MPs join wild dog fight

By Rodney Woods

The Victorian Government is not doing enough to eradicate the threat of wild dogs in the Hume region, according to the chairman of the Cheshunt Wild Dog League.

Terry Ring, from Upper Ryan’s Creek, along with three other members from the group discussed the issue with state Nationals MPs Steph Ryan and Peter Walsh last week and have contacted Jaclyn Symes’ office to raise their concerns with both major parties in the area.

‘‘No, they are not doing enough at this point. There’s no other way of putting it,’’ Mr Ring said of the Victorian Government’s handling of the issue.

‘‘We went in to the meeting (with Ms Ryan and Mr Walsh) with our major concern being that the system as it currently stands is not working.

‘‘First you have got to understand that there are a series of wild dog zones.

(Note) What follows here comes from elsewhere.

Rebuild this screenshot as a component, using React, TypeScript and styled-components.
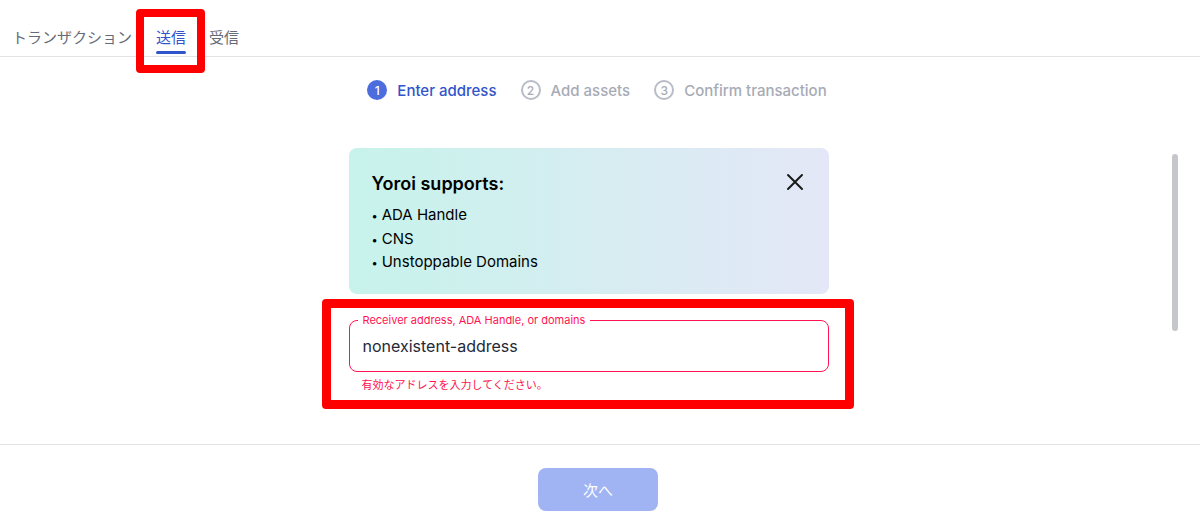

The Hume region consists of eight zones.

‘‘The reason the system is not working is there are eight zones with six permanent wild dog controllers working in those eight zones.

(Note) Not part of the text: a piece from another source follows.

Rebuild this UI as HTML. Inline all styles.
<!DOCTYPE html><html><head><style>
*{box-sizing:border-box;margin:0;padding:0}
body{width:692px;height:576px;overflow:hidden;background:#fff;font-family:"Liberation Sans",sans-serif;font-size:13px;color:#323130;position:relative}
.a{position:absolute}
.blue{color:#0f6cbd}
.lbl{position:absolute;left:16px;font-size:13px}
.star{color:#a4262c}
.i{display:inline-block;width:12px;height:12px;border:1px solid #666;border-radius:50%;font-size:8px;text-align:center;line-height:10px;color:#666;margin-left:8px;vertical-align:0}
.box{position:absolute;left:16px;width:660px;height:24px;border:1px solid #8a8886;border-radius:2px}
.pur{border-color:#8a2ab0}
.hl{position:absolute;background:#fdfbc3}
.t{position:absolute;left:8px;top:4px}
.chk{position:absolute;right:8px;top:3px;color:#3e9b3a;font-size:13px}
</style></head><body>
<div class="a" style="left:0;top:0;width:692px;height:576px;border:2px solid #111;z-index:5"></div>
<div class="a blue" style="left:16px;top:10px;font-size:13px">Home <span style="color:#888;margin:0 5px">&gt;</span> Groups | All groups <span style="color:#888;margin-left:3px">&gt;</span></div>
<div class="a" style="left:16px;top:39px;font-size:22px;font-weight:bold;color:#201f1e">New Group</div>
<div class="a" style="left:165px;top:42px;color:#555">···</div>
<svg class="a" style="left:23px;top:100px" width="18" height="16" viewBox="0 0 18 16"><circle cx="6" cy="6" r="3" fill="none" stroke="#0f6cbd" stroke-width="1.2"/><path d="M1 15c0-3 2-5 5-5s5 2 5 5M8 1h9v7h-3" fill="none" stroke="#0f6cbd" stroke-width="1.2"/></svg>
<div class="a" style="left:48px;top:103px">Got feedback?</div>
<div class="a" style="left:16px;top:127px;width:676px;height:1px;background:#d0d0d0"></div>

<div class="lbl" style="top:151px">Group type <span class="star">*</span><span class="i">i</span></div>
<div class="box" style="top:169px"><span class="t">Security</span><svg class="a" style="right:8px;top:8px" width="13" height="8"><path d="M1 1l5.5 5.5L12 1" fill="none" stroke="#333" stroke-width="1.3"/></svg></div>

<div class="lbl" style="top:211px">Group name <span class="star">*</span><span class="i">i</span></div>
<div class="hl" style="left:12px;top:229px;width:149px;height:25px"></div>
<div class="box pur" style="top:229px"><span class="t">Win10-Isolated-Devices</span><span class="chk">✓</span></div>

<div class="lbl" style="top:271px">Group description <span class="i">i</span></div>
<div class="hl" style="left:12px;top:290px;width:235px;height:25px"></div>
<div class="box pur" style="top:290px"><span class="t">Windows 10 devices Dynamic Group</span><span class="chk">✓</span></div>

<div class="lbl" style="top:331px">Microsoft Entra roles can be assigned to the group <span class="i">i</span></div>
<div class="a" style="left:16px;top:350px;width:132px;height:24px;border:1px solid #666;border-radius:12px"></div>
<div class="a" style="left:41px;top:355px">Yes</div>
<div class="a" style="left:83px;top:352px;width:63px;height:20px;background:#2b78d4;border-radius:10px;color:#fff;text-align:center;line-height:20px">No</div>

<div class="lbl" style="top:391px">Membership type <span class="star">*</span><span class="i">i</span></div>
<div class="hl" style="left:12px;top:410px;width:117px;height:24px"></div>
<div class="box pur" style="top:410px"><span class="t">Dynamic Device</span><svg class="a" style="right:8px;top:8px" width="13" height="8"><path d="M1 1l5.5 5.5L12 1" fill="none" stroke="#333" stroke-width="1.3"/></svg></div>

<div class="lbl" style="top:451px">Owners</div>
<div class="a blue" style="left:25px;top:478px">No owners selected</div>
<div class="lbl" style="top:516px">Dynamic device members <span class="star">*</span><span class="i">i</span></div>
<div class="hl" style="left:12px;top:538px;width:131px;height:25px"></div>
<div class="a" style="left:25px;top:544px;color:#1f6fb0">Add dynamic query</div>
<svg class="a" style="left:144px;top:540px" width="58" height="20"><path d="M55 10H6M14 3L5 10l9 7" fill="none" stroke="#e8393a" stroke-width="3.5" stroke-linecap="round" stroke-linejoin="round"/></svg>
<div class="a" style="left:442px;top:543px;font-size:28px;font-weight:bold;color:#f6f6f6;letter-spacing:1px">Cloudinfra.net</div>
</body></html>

‘‘What we see as an absolute necessity is there needs to be one permanent wild dog controller in each zone and in bigger zones, like the Ovens, we are asking for two as it was approximately five years ago.’’

Mr Ring said plugging holes was not working.

‘‘If there is an issue in one of the zones without a wild dog controller, a wild dog controller is taken out of his zone to plug a hole and then he is not there if there are issues in his area,’’ he said.

‘‘We can’t fault what they are doing. They just can’t do the job they want to do.

‘‘This is where it is all falling down.’’

Mr Ring said issues had been constant on one particular farm, especially in the past 14 months.

‘‘On one particular property in the last 14 months there have been nine attacks on livestock where 15 have been killed and 18 maimed.

‘‘Over the last couple of years the problem has increased quite dramatically.

‘‘An example of that is on and within 2km to 3km of our property three dogs have been shot and 11 others trapped in the last three months.

‘‘It’s the worst I’ve seen in the 33 years here.’’

Mr Walsh said the discussions were beneficial.

‘‘Hearing from north-east farmers today has reinforced to me the need for increased control as well as input from affected landholders,’’ Mr Walsh said.